Insan bir kere kirilsin. Kimse isteye isteye, bile bile zaten ne kirilmak ister, nede bunun icin caba sarfeder. Ama, eger kiriliyorsada, gerci bu herkes icin cok farkli ama, ben bir kere kirildiktan sonra tekrar herseyin eskiye donmesi zor benim icin. Gorduklerimi gormemezlikten gelemiyorum artik. Saniyorum ki, bunun icin cok fazla buyudum vede artik butur konularda pragmatist olmaya basladim. Ona gore devamli karar alip, tekrar tekrar kendimi kontrol edip, olaylari el atlina alip, ona gore devam etmeye calisiyorum. Anneme benzemisim bu konuda. Bir kere kirilinca, kendi kabuguma cekiliyorum, ve sonra yavastanda olsa, o kisiyle ilgili alakami ve bagimi kesiyorum, birakiyorum, bitiriyorum. Olmasa daha iyi olurmus gibi geliyor ve sonrada bunu mantikli bir sekilde principlelara dokup, maddelere ayiriyorum. Ve bilemezsin ne kadarda faydali oluyor. Sogutmak istiyorsan beni, kirdur, gunun birinde hic beklemedigin bir anda, kendimi geri cekip kaybolup gidiyorum sana gore gecmisin sayfalarina, kendime gore ise gelecegin daha yazilmamis sayfalarina.

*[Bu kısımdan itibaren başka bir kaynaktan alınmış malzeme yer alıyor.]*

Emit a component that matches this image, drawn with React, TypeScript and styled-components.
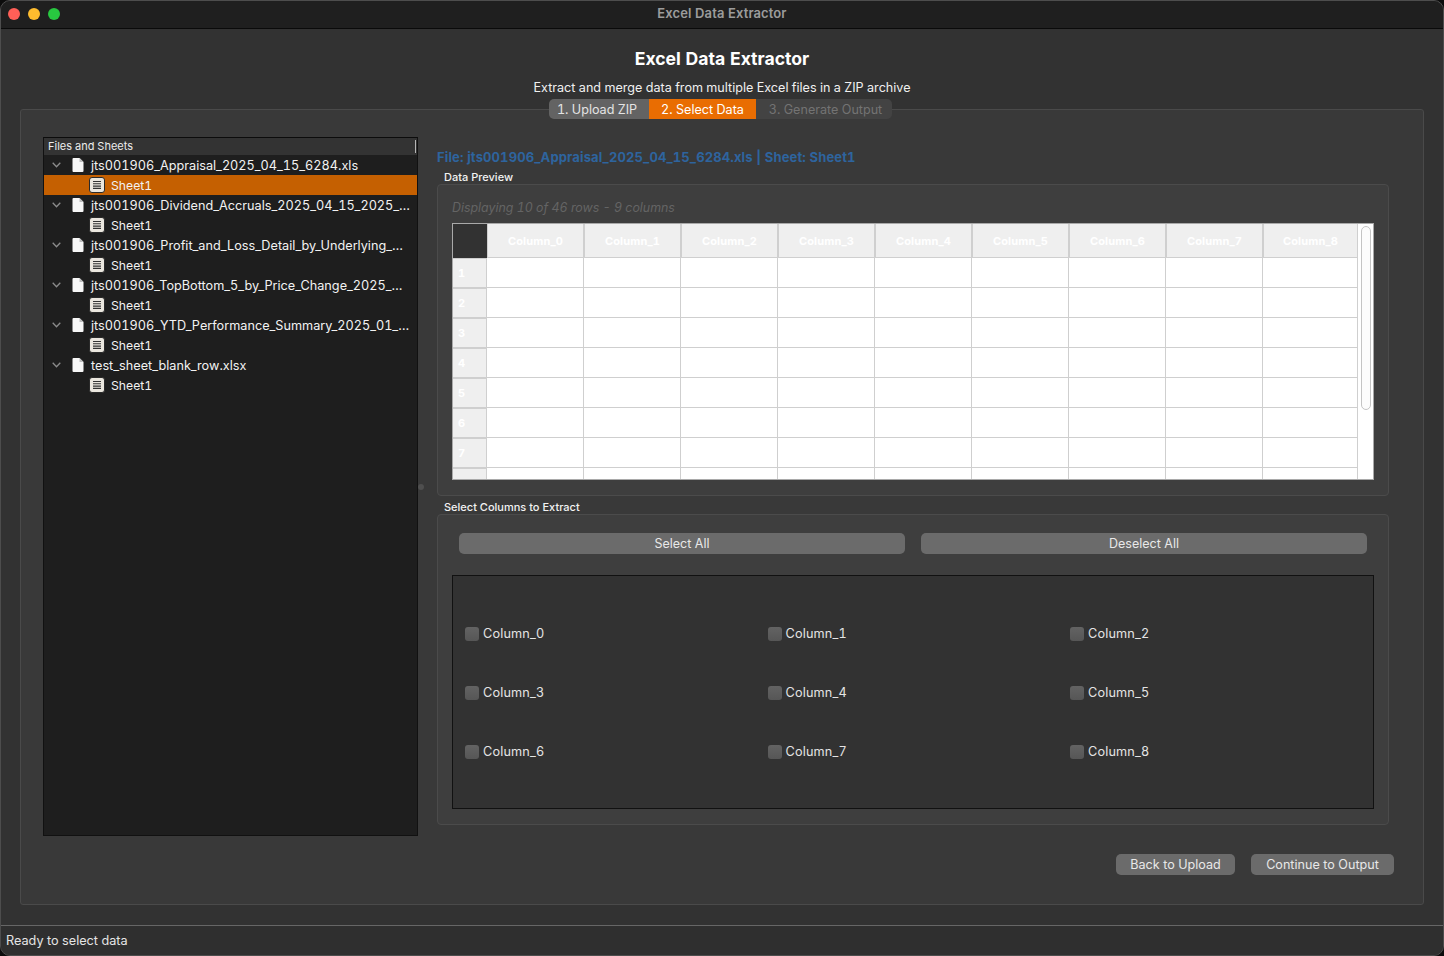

Galiba artik bizim hikayemizde bu olucak. Birbirimizden yavas yavas kopucaz. Kahveler azalicak, yemekler azalicak, ugrayip sormalar azalicak. Ve bunlar olurken, birbirimize anlattigimiz, ozel hikayeler ve kendimizle iligili sirlarin ciddiyet seviyeleri degisicek, derinden yuzeysele dogru bir akim basliyacak. Sirlar verilmiyecek ve detaylarda bunla beraber kaybolucak, yada soylenmiyecek, soylenende varsa bunlar zararsiz perspektiflere cekilip oyle anlatilicak.
Ve iste, buda sana benim elveda mektubumdur. Her ne kadar isteyemeyerekten ve bilincsiz bir sekilde yazmis olsamda bu entry'yi. Daha fazlasi olamaz, ki ben cok kirildim senin karsinda.